Repeat every line of the listing below exactly, minus the pictures.
>> START Given material
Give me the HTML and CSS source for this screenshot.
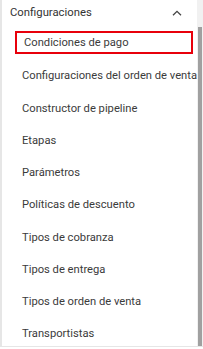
FILE: index.html
```html
<!DOCTYPE html>
<html lang="es">
<head>
<meta charset="utf-8">
<link rel="stylesheet" href="styles.css">
</head>
<body>
<div class="panel">
  <div class="menu">
    <div class="header">
      <span class="title">Configuraciones</span>
      <svg class="chev" width="10" height="6" viewBox="0 0 10 6"><path d="M1 5.2 L5 1.3 L9 5.2" fill="none" stroke="#444" stroke-width="1.3"/></svg>
    </div>
    <ul class="items">
      <li class="item active">Condiciones de pago</li>
      <li class="item">Configuraciones del orden de venta</li>
      <li class="item">Constructor de pipeline</li>
      <li class="item">Etapas</li>
      <li class="item">Parámetros</li>
      <li class="item">Políticas de descuento</li>
      <li class="item">Tipos de cobranza</li>
      <li class="item">Tipos de entrega</li>
      <li class="item">Tipos de orden de venta</li>
      <li class="item">Transportistas</li>
    </ul>
  </div>
  <div class="scrollbar"><div class="thumb"></div></div>
</div>
</body>
</html>
```
FILE: styles.css
```css
html, body {
  margin: 0;
  padding: 0;
  background: #ffffff;
}
body {
  font-family: Roboto, "Liberation Sans", sans-serif;
  width: 203px;
  height: 349px;
  overflow: hidden;
}
.panel {
  display: flex;
  height: 346px;
  border-left: 2px solid #e6e6e6;
  border-bottom: 1px solid #e6e6e6;
}
.menu {
  flex: 1;
  min-width: 0;
  overflow: hidden;
}
.header {
  display: flex;
  align-items: center;
  justify-content: space-between;
  height: 24px;
  padding: 0 15px 0 8px;
}
.title {
  font-size: 11.3px;
  color: #333;
}
.chev {
  margin-top: 1px;
}
.items {
  list-style: none;
  margin: 0;
  padding: 2px 0 0 13px;
}
.item {
  height: 32.25px;
  line-height: 32px;
  padding-left: 7px;
  font-size: 11.2px;
  color: #3b3b3b;
  white-space: nowrap;
  box-sizing: border-box;
}
.item.active {
  height: 23px;
  line-height: 19px;
  border: 2px solid #e8000b;
  width: 178px;
  margin-bottom: 6.25px;
  margin-top: 5px;
}
.scrollbar {
  width: 6px;
  background: #f1f1f1;
  padding-top: 27px;
  padding-left: 1px;
  box-sizing: border-box;
  flex-shrink: 0;
}
.thumb {
  width: 4px;
  height: 100%;
  background: #a0a0a0;
}
```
>> END Given material
* [Full solution]:
Give me the HTML and CSS source for this screenshot.
FILE: index.html
```html
<!DOCTYPE html>
<html lang="es">
<head>
<meta charset="utf-8">
<link rel="stylesheet" href="styles.css">
</head>
<body>
<div class="panel">
  <div class="menu">
    <div class="header">
      <span class="title">Configuraciones</span>
      <svg class="chev" width="10" height="6" viewBox="0 0 10 6"><path d="M1 5.2 L5 1.3 L9 5.2" fill="none" stroke="#444" stroke-width="1.3"/></svg>
    </div>
    <ul class="items">
      <li class="item active">Condiciones de pago</li>
      <li class="item">Configuraciones del orden de venta</li>
      <li class="item">Constructor de pipeline</li>
      <li class="item">Etapas</li>
      <li class="item">Parámetros</li>
      <li class="item">Políticas de descuento</li>
      <li class="item">Tipos de cobranza</li>
      <li class="item">Tipos de entrega</li>
      <li class="item">Tipos de orden de venta</li>
      <li class="item">Transportistas</li>
    </ul>
  </div>
  <div class="scrollbar"><div class="thumb"></div></div>
</div>
</body>
</html>
```
FILE: styles.css
```css
html, body {
  margin: 0;
  padding: 0;
  background: #ffffff;
}
body {
  font-family: Roboto, "Liberation Sans", sans-serif;
  width: 203px;
  height: 349px;
  overflow: hidden;
}
.panel {
  display: flex;
  height: 346px;
  border-left: 2px solid #e6e6e6;
  border-bottom: 1px solid #e6e6e6;
}
.menu {
  flex: 1;
  min-width: 0;
  overflow: hidden;
}
.header {
  display: flex;
  align-items: center;
  justify-content: space-between;
  height: 24px;
  padding: 0 15px 0 8px;
}
.title {
  font-size: 11.3px;
  color: #333;
}
.chev {
  margin-top: 1px;
}
.items {
  list-style: none;
  margin: 0;
  padding: 2px 0 0 13px;
}
.item {
  height: 32.25px;
  line-height: 32px;
  padding-left: 7px;
  font-size: 11.2px;
  color: #3b3b3b;
  white-space: nowrap;
  box-sizing: border-box;
}
.item.active {
  height: 23px;
  line-height: 19px;
  border: 2px solid #e8000b;
  width: 178px;
  margin-bottom: 6.25px;
  margin-top: 5px;
}
.scrollbar {
  width: 6px;
  background: #f1f1f1;
  padding-top: 27px;
  padding-left: 1px;
  box-sizing: border-box;
  flex-shrink: 0;
}
.thumb {
  width: 4px;
  height: 100%;
  background: #a0a0a0;
}
```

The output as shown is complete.